More to the point, the major consternation seems to be over the Mariners’ return, which can only be termed minimal. You’d better wrap your head around that, too, because their remaining trade chips aren’t going to yield blue-chip prospects, either. Teams are guarding those like Fort Knox gold, and they’re not going to loosen their grip for what the Mariners have to offer.

What the Mariners have received instead, and may get to a lesser measure for the likes of Mike Leake and Dee Gordon, is some form of payroll relief to go with the boom-or-bust minor leaguer. And here’s my thought on that:

There’s nothing wrong, per se, with shedding payroll in the middle of an already-disastrous season. You could argue that, at this point, the Mariners are much better served going for the highest draft pick they can obtain, which won’t be easy in the morass of bad teams that are polluting the MLB standings.

Every rebuilding team strives to dump as many bloated contracts as it can. The success of that endeavor often dictates, to some extent, the success of the rebuild.

But now it’s incumbent on Mariners ownership to actually reinvest the money in players who will hasten the turnaround. If the saved dollars just go in their pockets – already bulging from the $50 million windfall each MLB team received in 2018 from the sale of MLB Advanced Media, not to mention the $135 million of taxpayer funds the Metropolitan King County Council approved last September to fix ballpark wear and tear – then they deserve to be loudly and roundly ripped.

The Mariners have already obtained about $135 million in payroll relief via the Cano, Segura, Bruce and Encarnacion deals, with that figure potentially going higher before the year is out. They have $65.5 million in contract obligations for 2020, $41.5 million for 2021 … and zero for 2022. That is a great jumping-off point, provided that management provides a big push.

Dipoto has gone on record as saying the Mariners’ “competitive window” will begin to open midway through 2020. That’s next year, folks. It’s hard to look at this year’s team and see any window opening that soon, except perhaps one for defenestration by frustrated fans.

That’s not to say the Mariners’ situation is necessarily as hopeless as it appears now. While nothing has happened yet to show that Dipoto’s master plan is going to work, nothing has happened to show that it won’t. It’s still going to be largely dependent on the hidden work being done in the minor leagues and the unknowable progress of their top prospects.

They’ve had some setbacks, such as the struggles of top pitching prospect Justus Sheffield, the inconsistency of free-agent signee Yusei Kikuchi, and the injury to Mitch Haniger.

But it’s now possible to envision a near-term infield of Evan White (on a torrid hitting streak in Class AA), Shed Long, J.P. Crawford and Kyle Seager, with the Omar Narvaez/Tom Murphy combo (second-most productive in the American League) behind the plate and breakout slugger Daniel Vogelbach at DH.

The outfield is bulging with future candidates, two of whom, Jarred Kelenic and Julio Rodriguez, have unlimited upside.
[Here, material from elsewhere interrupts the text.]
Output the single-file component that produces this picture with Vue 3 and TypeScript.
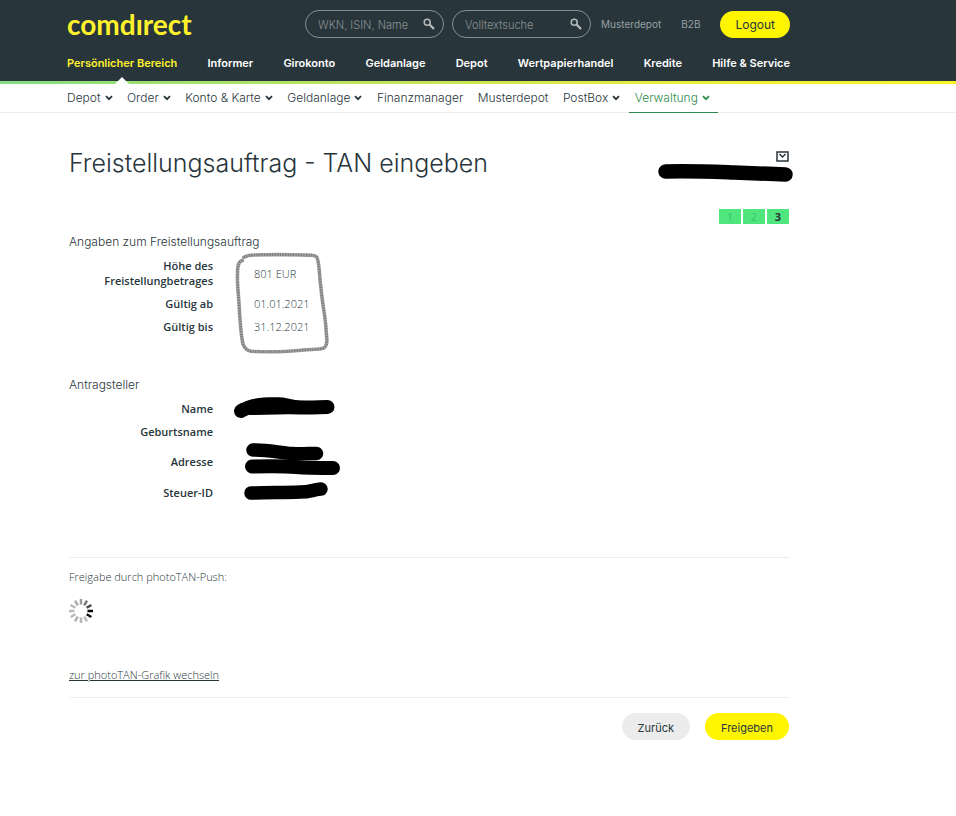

There’s also Kyle Lewis, Jake Fraley and Braden Bishop to push for jobs.

Who knows how many of the youngsters will develop into productive major leaguers? That is always unpredictable. But with the outfielders already on hand – Haniger, Mallex Smith and Domingo Santana – that gives the Mariners some potential trade chips to go along with their payroll flexibility. And they’ll need it because of the dire state of Mariner pitching. The only team in the majors with a worse earned-run average than Seattle’s 5.35 is Baltimore’s 5.72 – and the Orioles are on a pace for 116 losses.

That’s why the Mariners loaded up on college pitchers in the recent draft, but that’s not going to be a quick fix. Besides Marco Gonzales, Logan Gilbert, Justin Dunn, Sheffield and Kikuchi, there’s not much arm talent in the upper levels of the system to hang their future on. If this rebuild is going to meet its timetable, the Mariners are going to need a little outside help.

Lucky for them, they have a little mad money.